Thrasymachus wrote: @Luke:
All the professions that claim to help people are the ones that do the most damage to society, cause the most harm, and the self-deluded ideologues who think they are actually helping, are actually doing the most harm. The cynical teachers, who are old-hats in their career, just going the through motions for their paycheck until retirement with little care anymore are doing comparatively less harm than those more invested in the ideology of allegedly helping, in the sinister process of mass schooling.
Yes, being aware of what one is actually doing in his or her job and not blindly thinking that one is great is important. If we think that we are doing things perfectly, we can't improve. And yes, there are certainly burned-out cynical teachers out there, but there are other types of teachers, as well.

Like you, I am also a guy from the northeastern US who thinks too much!
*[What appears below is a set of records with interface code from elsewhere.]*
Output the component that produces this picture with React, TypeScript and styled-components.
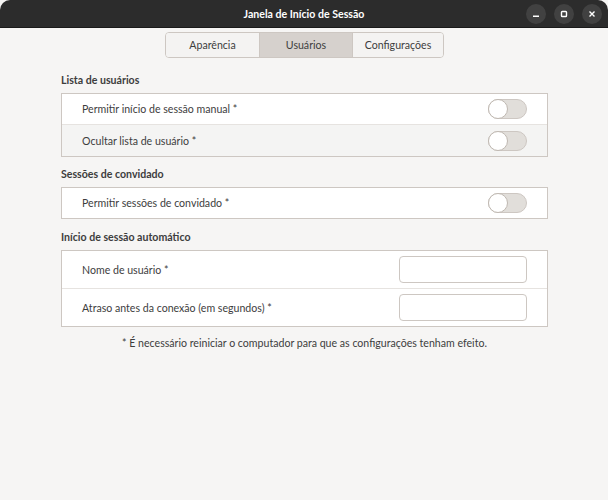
import React from "react";
import styled, { createGlobalStyle } from "styled-components";

const Global = createGlobalStyle`
  html, body { margin: 0; padding: 0; background: #f6f5f4; }
  body { font-family: Lato, "Noto Sans", sans-serif; font-size: 10.6px; color: #3d3d3d; }
  * { box-sizing: border-box; }
`;

const Window = styled.div`
  width: 608px;
  height: 500px;
  background: #f6f5f4;
  display: flex;
  flex-direction: column;
`;

const TitleBar = styled.div`
  height: 28px;
  background: #2c2c2c;
  border-radius: 10px 10px 0 0;
  border-bottom: 1px solid #1a1a1a;
  display: flex;
  align-items: center;
  justify-content: center;
  position: relative;
  flex: none;
`;

const Title = styled.div`
  color: #ffffff;
  font-weight: 700;
  font-size: 10.6px;
`;

const Controls = styled.div`
  position: absolute;
  right: 6px;
  top: 4px;
  display: flex;
  gap: 8px;
`;

const CtlButton = styled.div`
  width: 20px;
  height: 20px;
  border-radius: 50%;
  background: #414141;
  display: flex;
  align-items: center;
  justify-content: center;
`;

const Content = styled.div`
  padding: 4px 60px 0 61px;
  display: flex;
  flex-direction: column;
`;

const Tabs = styled.div`
  align-self: center;
  display: flex;
  margin: 0 0 15px 0;
  border: 1px solid #cdc7c2;
  border-radius: 4px;
  overflow: hidden;
  height: 26px;
`;

const Tab = styled.div<{ $active?: boolean; $first?: boolean; $w: number }>`
  width: ${(p) => p.$w}px;
  display: flex;
  align-items: center;
  justify-content: center;
  background: ${(p) => (p.$active ? "#d6d1cd" : "#f4f3f2")};
  border-left: ${(p) => (p.$first ? "none" : "1px solid #cdc7c2")};
  color: #3d3d3d;
`;

const Heading = styled.div<{ $mt: number }>`
  font-weight: 700;
  height: 14px;
  line-height: 14px;
  margin-top: ${(p) => p.$mt}px;
  margin-bottom: 6px;
`;

const Frame = styled.div`
  width: 487px;
  border: 1px solid #cdc7c2;
  background: #ffffff;
`;

const Row = styled.div<{ $alt?: boolean; $h: number }>`
  height: ${(p) => p.$h}px;
  display: flex;
  align-items: center;
  justify-content: space-between;
  padding: 0 20px 0 20px;
  background: ${(p) => (p.$alt ? "#f4f4f3" : "#ffffff")};
  & + & { border-top: 1px solid #e6e3e0; }
`;

const Label = styled.span`
  color: #3d3d3d;
`;

const Switch = styled.div`
  width: 39px;
  height: 20px;
  border-radius: 10px;
  background: #e1deda;
  border: 1px solid #cdc7c2;
  position: relative;
`;

const Knob = styled.div`
  position: absolute;
  left: -1px;
  top: -1px;
  width: 20px;
  height: 20px;
  border-radius: 50%;
  background: #ffffff;
  border: 1px solid #bfb8b1;
`;

const Entry = styled.div`
  width: 128px;
  height: 27px;
  border: 1px solid #cdc7c2;
  border-radius: 4px;
  background: #ffffff;
`;

const Note = styled.div`
  text-align: center;
  width: 487px;
  margin-top: 10px;
  color: #3d3d3d;
`;

const Toggle = () => (
  <Switch>
    <Knob />
  </Switch>
);

export default function App() {
  return (
    <Window>
      <Global />
      <TitleBar>
        <Title>Janela de Início de Sessão</Title>
        <Controls>
          <CtlButton>
            <svg width="10" height="10" viewBox="0 0 10 10">
              <rect x="2" y="6.5" width="6" height="1.5" fill="#fff" />
            </svg>
          </CtlButton>
          <CtlButton>
            <svg width="10" height="10" viewBox="0 0 10 10">
              <rect x="2.5" y="2.5" width="5" height="5" rx="0.8" fill="none" stroke="#fff" strokeWidth="1.4" />
            </svg>
          </CtlButton>
          <CtlButton>
            <svg width="10" height="10" viewBox="0 0 10 10">
              <path d="M2.5 2.5 L7.5 7.5 M7.5 2.5 L2.5 7.5" stroke="#fff" strokeWidth="1.4" />
            </svg>
          </CtlButton>
        </Controls>
      </TitleBar>
      <Content>
        <Tabs>
          <Tab $w={93} $first>Aparência</Tab>
          <Tab $w={93} $active>Usuários</Tab>
          <Tab $w={91}>Configurações</Tab>
        </Tabs>
        <Heading $mt={0}>Lista de usuários</Heading>
        <Frame>
          <Row $h={30}>
            <Label>Permitir início de sessão manual *</Label>
            <Toggle />
          </Row>
          <Row $h={32} $alt>
            <Label>Ocultar lista de usuário *</Label>
            <Toggle />
          </Row>
        </Frame>
        <Heading $mt={10}>Sessões de convidado</Heading>
        <Frame>
          <Row $h={30}>
            <Label>Permitir sessões de convidado *</Label>
            <Toggle />
          </Row>
        </Frame>
        <Heading $mt={11}>Início de sessão automático</Heading>
        <Frame>
          <Row $h={37}>
            <Label>Nome de usuário *</Label>
            <Entry />
          </Row>
          <Row $h={38}>
            <Label>Atraso antes da conexão (em segundos) *</Label>
            <Entry />
          </Row>
        </Frame>
        <Note>* É necessário reiniciar o computador para que as configurações tenham efeito.</Note>
      </Content>
    </Window>
  );
}
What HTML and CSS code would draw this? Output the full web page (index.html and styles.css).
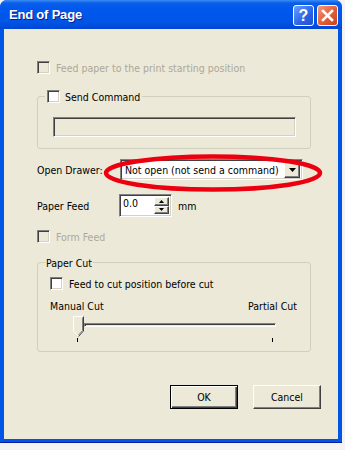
FILE: index.html
```html
<!DOCTYPE html>
<html lang="en">
<head>
    <meta charset="UTF-8">
    <title>End of Page</title>
    <link rel="stylesheet" href="styles.css">
</head>
<body>
<div class="window">
    <div class="titlebar">
        <span class="title">End of Page</span>
        <div class="tb-buttons">
            <span class="tb help">?</span>
            <span class="tb close">
                <svg width="13" height="13" viewBox="0 0 13 13"><path d="M2 2 L11 11 M11 2 L2 11" stroke="#fff" stroke-width="2.6" stroke-linecap="square"/></svg>
            </span>
        </div>
    </div>
    <div class="client">
        <!-- disabled option -->
        <div class="check-row disabled first">
            <span class="check"></span>
            <span>Feed paper to the print starting position</span>
        </div>

        <div class="group send">
            <div class="legend">
                <span class="check"></span>
                <span class="legend-text">Send Command</span>
            </div>
            <div class="edit off"></div>
        </div>

        <div class="field-row drawer">
            <span class="label">Open Drawer:</span>
            <div class="combo">
                <span class="combo-text">Not open (not send a command)</span>
                <span class="combo-btn"><svg width="7" height="4" viewBox="0 0 7 4"><path d="M0 0 H7 L3.5 4 Z" fill="#000"/></svg></span>
            </div>
        </div>

        <div class="field-row feed">
            <span class="label">Paper Feed</span>
            <div class="spin">
                <span class="spin-text">0.0</span>
                <span class="spin-btns">
                    <span class="spin-btn"><svg width="5" height="3" viewBox="0 0 5 3"><path d="M2.5 0 L5 3 H0 Z" fill="#000"/></svg></span>
                    <span class="spin-btn"><svg width="5" height="3" viewBox="0 0 5 3"><path d="M0 0 H5 L2.5 3 Z" fill="#000"/></svg></span>
                </span>
            </div>
            <span class="unit">mm</span>
        </div>

        <div class="check-row disabled formfeed">
            <span class="check"></span>
            <span>Form Feed</span>
        </div>

        <div class="group cut">
            <div class="legend">
                <span class="legend-text">Paper Cut</span>
            </div>
            <div class="check-row inner">
                <span class="check"></span>
                <span>Feed to cut position before cut</span>
            </div>
            <div class="slider-labels">
                <span>Manual Cut</span>
                <span>Partial Cut</span>
            </div>
            <div class="slider">
                <svg class="thumb" width="11" height="21" viewBox="0 0 11 21">
                    <path d="M0.5 0.5 H10.5 V15 L5.5 20.5 L0.5 15 Z" fill="#ece9d8" stroke="#fff"/>
                    <path d="M10.5 0.5 V15 L5.5 20.5" fill="none" stroke="#404040"/>
                    <path d="M9.5 1.5 V14.6 L5.5 19" fill="none" stroke="#808080"/>
                </svg>
                <div class="track"></div>
            </div>
            <div class="ticks">
                <span class="tick"></span>
                <span class="tick"></span>
            </div>
        </div>

        <div class="buttons">
            <span class="btn default">OK</span>
            <span class="btn">Cancel</span>
        </div>

        <svg class="mark" width="222" height="40" viewBox="0 0 222 40">
            <ellipse cx="111" cy="20" rx="107" ry="16.5" fill="none" stroke="#ec0010" stroke-width="4.5"/>
        </svg>
    </div>
</div>
</body>
</html>
```

FILE: styles.css
```css
* {
    margin: 0;
    padding: 0;
    box-sizing: border-box;
}

body {
    background: #f3f3f3;
    font-family: "DejaVu Sans Condensed", "Liberation Sans", sans-serif;
    font-size: 10.5px;
    color: #000;
}

.window {
    width: 342px;
    height: 443px;
    background: #0055e5;
    border-radius: 7px 7px 0 0;
    display: flex;
    flex-direction: column;
    padding: 0 4px 3px 4px;
    border-bottom: 1px solid #001ea0;
}

.titlebar {
    height: 29px;
    display: flex;
    align-items: center;
    justify-content: space-between;
    margin: 0 -4px;
    padding: 0 4px 0 9px;
    border-radius: 7px 7px 0 0;
    background: linear-gradient(#3b8cf5 0px, #0a5fe8 3px, #0058ee 8px, #0055e5 22px, #0046d4 29px);
}

.title {
    color: #fff;
    font-family: "Liberation Sans", sans-serif;
    font-weight: bold;
    font-size: 13px;
    text-shadow: 1px 1px 0 #0a1d8c;
    letter-spacing: -0.2px;
}

.tb-buttons {
    display: flex;
    gap: 3px;
    margin-top: 2px;
}

.tb {
    width: 21px;
    height: 21px;
    border: 1px solid #fff;
    border-radius: 3px;
    display: flex;
    align-items: center;
    justify-content: center;
}

.help {
    background: linear-gradient(135deg, #6aa0ff, #2a63e6 60%, #2050d0);
    color: #fff;
    font-family: "Liberation Sans", sans-serif;
    font-weight: bold;
    font-size: 16px;
}

.close {
    background: linear-gradient(135deg, #f49a7c, #e35c36 55%, #c8431e);
}

.client {
    flex: 1;
    background: #ece9d8;
    position: relative;
    display: flex;
    flex-direction: column;
    padding-left: 33px;
}

.check {
    width: 13px;
    height: 13px;
    background: #fff;
    border-top: 1px solid #808080;
    border-left: 1px solid #808080;
    border-right: 1px solid #fff;
    border-bottom: 1px solid #fff;
    box-shadow: inset 1px 1px 0 #404040, inset -1px -1px 0 #d4d0c8;
    flex: none;
}

.check-row {
    display: flex;
    align-items: center;
    gap: 6px;
    height: 13px;
}

.disabled {
    color: #aca899;
}

.disabled .check {
    background: #ece9d8;
}

.first {
    margin-top: 32px;
}

.group {
    position: relative;
    border: 1px solid #d0d0bf;
    border-radius: 3px;
    width: 274px;
}

.legend {
    position: absolute;
    top: -7px;
    left: 7px;
    background: #ece9d8;
    padding: 0 2px;
    display: flex;
    align-items: center;
    gap: 5px;
    height: 13px;
}

.send {
    margin-top: 22px;
    height: 53px;
    padding: 20px 0 0 15px;
}

.edit {
    width: 243px;
    height: 20px;
    border-top: 1px solid #808080;
    border-left: 1px solid #808080;
    border-right: 1px solid #fff;
    border-bottom: 1px solid #fff;
    box-shadow: inset 1px 1px 0 #404040, inset -1px -1px 0 #d4d0c8;
}

.edit.off {
    background: #ece9d8;
}

.field-row {
    display: flex;
    align-items: center;
}

.label {
    width: 83px;
}

.drawer {
    margin-top: 10px;
    height: 21px;
}

.combo {
    width: 183px;
    height: 21px;
    background: #fff;
    display: flex;
    align-items: center;
    justify-content: space-between;
    border-top: 1px solid #808080;
    border-left: 1px solid #808080;
    border-right: 1px solid #fff;
    border-bottom: 1px solid #fff;
    box-shadow: inset 1px 1px 0 #404040, inset -1px -1px 0 #d4d0c8;
    padding: 2px 2px 2px 4px;
}

.combo-btn,
.spin-btn {
    background: #ece9d8;
    display: flex;
    align-items: center;
    justify-content: center;
    border-top: 1px solid #fff;
    border-left: 1px solid #fff;
    border-right: 1px solid #404040;
    border-bottom: 1px solid #404040;
    box-shadow: inset -1px -1px 0 #808080;
}

.combo-btn {
    width: 16px;
    height: 17px;
}

.feed {
    margin-top: 14px;
    height: 23px;
}

.label + .spin {
    margin-left: -1px;
}

.spin {
    display: flex;
    height: 23px;
    width: 53px;
    background: #fff;
    border-top: 1px solid #808080;
    border-left: 1px solid #808080;
    border-right: 1px solid #fff;
    border-bottom: 1px solid #fff;
    box-shadow: inset 1px 1px 0 #404040, inset -1px -1px 0 #d4d0c8;
    padding: 2px 2px 2px 3px;
}

.spin-text {
    flex: 1;
    line-height: 12px;
}

.spin-btns {
    display: flex;
    flex-direction: column;
    width: 15px;
}

.spin-btn {
    flex: 1;
}

.unit {
    margin-left: 6px;
}

.formfeed {
    margin-top: 13px;
}

.cut {
    margin-top: 19px;
    height: 90px;
    padding: 14px 0 0 12px;
}

.cut .legend {
    padding: 0 1px;
}

.slider-labels {
    display: flex;
    justify-content: space-between;
    width: 247px;
    margin-top: 10px;
    height: 12px;
}

.slider {
    display: flex;
    align-items: center;
    margin: 4px 0 0 23px;
    width: 203px;
}

.thumb {
    flex: none;
}

.track {
    flex: 1;
    height: 4px;
    border-top: 1px solid #808080;
    border-left: 1px solid #808080;
    border-bottom: 1px solid #fff;
    border-right: 1px solid #fff;
    box-shadow: inset 1px 1px 0 #404040;
    margin-bottom: 4px;
}

.ticks {
    display: flex;
    justify-content: space-between;
    width: 196px;
    margin: 1px 0 0 27px;
}

.tick {
    width: 1px;
    height: 4px;
    background: #000;
}

.buttons {
    display: flex;
    justify-content: flex-end;
    gap: 15px;
    margin: 33px 17px 0 0;
}

.btn {
    width: 68px;
    height: 24px;
    display: flex;
    align-items: center;
    justify-content: center;
    background: #ece9d8;
    border-top: 1px solid #fff;
    border-left: 1px solid #fff;
    border-right: 1px solid #404040;
    border-bottom: 1px solid #404040;
    box-shadow: inset -1px -1px 0 #808080;
}

.btn.default {
    border: 1px solid #000;
    box-shadow: inset 1px 1px 0 #fff, inset -1px -1px 0 #404040, inset -2px -2px 0 #808080;
}

.mark {
    position: absolute;
    left: 98px;
    top: 124px;
}
```
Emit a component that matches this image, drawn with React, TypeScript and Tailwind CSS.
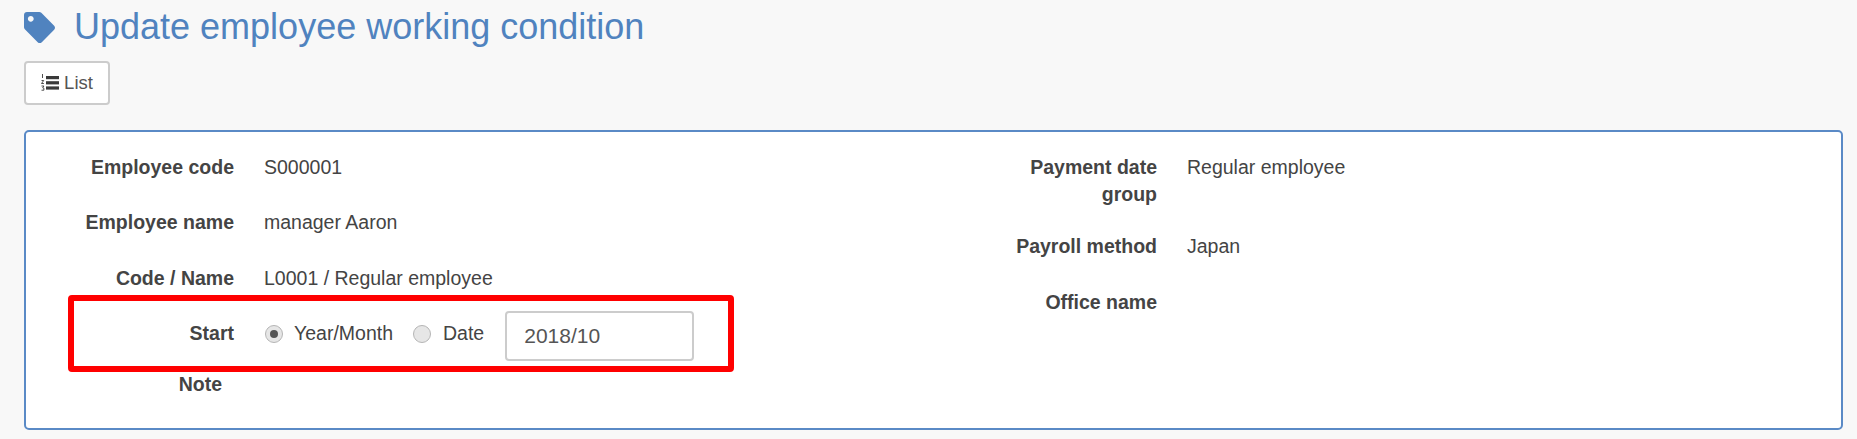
import React from "react";
import { FaTag } from "react-icons/fa";

function Row({ label, children, className = "" }: { label: React.ReactNode; children?: React.ReactNode; className?: string }) {
  return (
    <div className={`flex gap-[30px] leading-[27px] ${className}`}>
      <div className="w-[208px] shrink-0 text-right font-bold">{label}</div>
      <div className="flex-1">{children}</div>
    </div>
  );
}

function Radio({ checked }: { checked?: boolean }) {
  return (
    <span className="flex size-[18px] items-center justify-center rounded-full border border-[#b5b5b5] bg-[#e6e6e6]">
      {checked && <span className="size-[8px] rounded-full bg-[#555555]" />}
    </span>
  );
}

function ListOlIcon() {
  return (
    <svg width="18" height="18" viewBox="0 0 18 18" className="shrink-0" aria-hidden="true">
      <rect x="5" y="2" width="13" height="3.2" fill="#3a3a3a" />
      <rect x="5" y="7.2" width="13" height="3.2" fill="#3a3a3a" />
      <rect x="5" y="12.4" width="13" height="3.2" fill="#3a3a3a" />
      <path
        d="M1.5 0v4M0.5 6.5h2.2l-2.2 3h2.4M0.5 12h2.4l-1.2 1.8 1.2 0.4v2h-2.4"
        fill="none"
        stroke="#3a3a3a"
        strokeWidth="0.9"
      />
    </svg>
  );
}

export default function App() {
  return (
    <div className="h-[439px] overflow-hidden bg-[#f8f8f8] pl-[24px] pr-[12px] text-[19.5px] text-[#444444] [font-family:'Liberation_Sans',Arial,sans-serif]">
      <div className="flex h-[54px] items-center gap-[19px] text-[#5083bf]">
        <FaTag className="size-[31px]" />
        <h1 className="text-[36px] leading-[54px] font-normal">Update employee working condition</h1>
      </div>
      <button className="mt-[7px] flex h-[44px] w-[86px] items-center justify-center gap-[5px] rounded-[4px] border-2 border-[#cccccc] bg-white text-[18.5px] text-[#555555]">
        <ListOlIcon />
        List
      </button>
      <div className="mt-[25px] mr-[2px] grid h-[300px] grid-cols-[923px_1fr] rounded-[5px] border-2 border-[#5a8ac6] bg-white pt-[22px]">
        <div>
          <Row label="Employee code" className="mb-[28px]">S000001</Row>
          <Row label="Employee name" className="mb-[29px]">manager Aaron</Row>
          <Row label="Code / Name" className="mb-[28px]">L0001 / Regular employee</Row>
          <Row label="Start" className="relative mb-[24px]">
            <div className="flex items-center">
              <span className="ml-[1px]"><Radio checked /></span>
              <span className="ml-[11px]">Year/Month</span>
              <span className="ml-[20px]"><Radio /></span>
              <span className="ml-[12px]">Date</span>
              <div className="-mt-[10px] -mb-[14px] ml-[21px] flex h-[50px] w-[189px] items-center rounded-[4px] border-2 border-[#cccccc] bg-white px-[17px] text-[21px] text-[#555555]">2018/10</div>
            </div>
            <div className="absolute left-[42px] top-[-25px] h-[77px] w-[666px] rounded-[4px] border-[6px] border-[#ff0000]" />
          </Row>
          <Row label={<span className="pr-[12px]">Note</span>} />
        </div>
        <div>
          <Row label={<>Payment date<br />group</>} className="mb-[25px]">Regular employee</Row>
          <Row label="Payroll method" className="mb-[29px]">Japan</Row>
          <Row label="Office name" />
        </div>
      </div>
    </div>
  );
}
I also hated school in the US and felt that it stifled my creativity in most cases and taught mostly propaganda in its history classes, so I am sensitive to your concerns. I hated most of the teachers I ever had in school, so it's important to me to try and be different than they were. However, a few of my teachers in the US were very kind to me and inspired me. My most inspiring teachers were my Spanish teachers because they had the courage to travel and to see things from a different culture's viewpoint. One of them had lived in Costa Rica for a year.

I can see your concerns that teachers are sort of "mouth pieces of government propaganda" to condition students to be obedient workers, but in Hungary, I'm not even really sure what the government propaganda is, so I can't propagate it! lol I just teach conversational English and I encourage debate in my classes (although I admit that I could be much better at this...). Regarding your quote, I sometimes encourage my students to argue a bit, but maybe I should do this more. I am usually just happy that I am getting them to practice English instead of falling back on their native language.

And outside of the classroom, I feel that school trips are great opportunities for students to have the arguments and discussions you mentioned.
Thrasymachus wrote: The purpose of school is crush this innate ability of children to question their social context, the social structure, the rules of the game of life, to change their surroundings to be more just or fair. By the time they finish high school which in my country takes up till age 18, they have learned that what they think, what they want, how they think things could or should not matter, that they just shut up, do what they are told, and pervert their soul to fit the needs of the domineering institutions that ask to control more and more of our lives.
Yes, it can often be this way.

In Hungary, there are many high school programs which are five years! (from grades 9 to 13) Can you imagine that? lol And they have to take 4 to 6-hour tests in many different subects over the course of several months in order to graduate from high school.

However, I wouldn't say that high school completely crushes my students' openness to new ideas and experiences. Many of them would like to travel, learn new languages, or try new hobbies, etc. after high school.

But a much bigger influence than the government or the school system is the culture itself. In America, despite all the negative things about many of its schools, people have more of an entrepreneurial spirit. A lot of innovation in business and new products comes out of America (I know that you will probably just label this is 100% evil capitalism, but these things are just another form of human creativity). Whereas, in Hungary, a spirit of pessism and defeatism seems to be more prevalent in regard to these things. Most people here wouldn't even try to be entrepreneurs because they feel it's hopeless.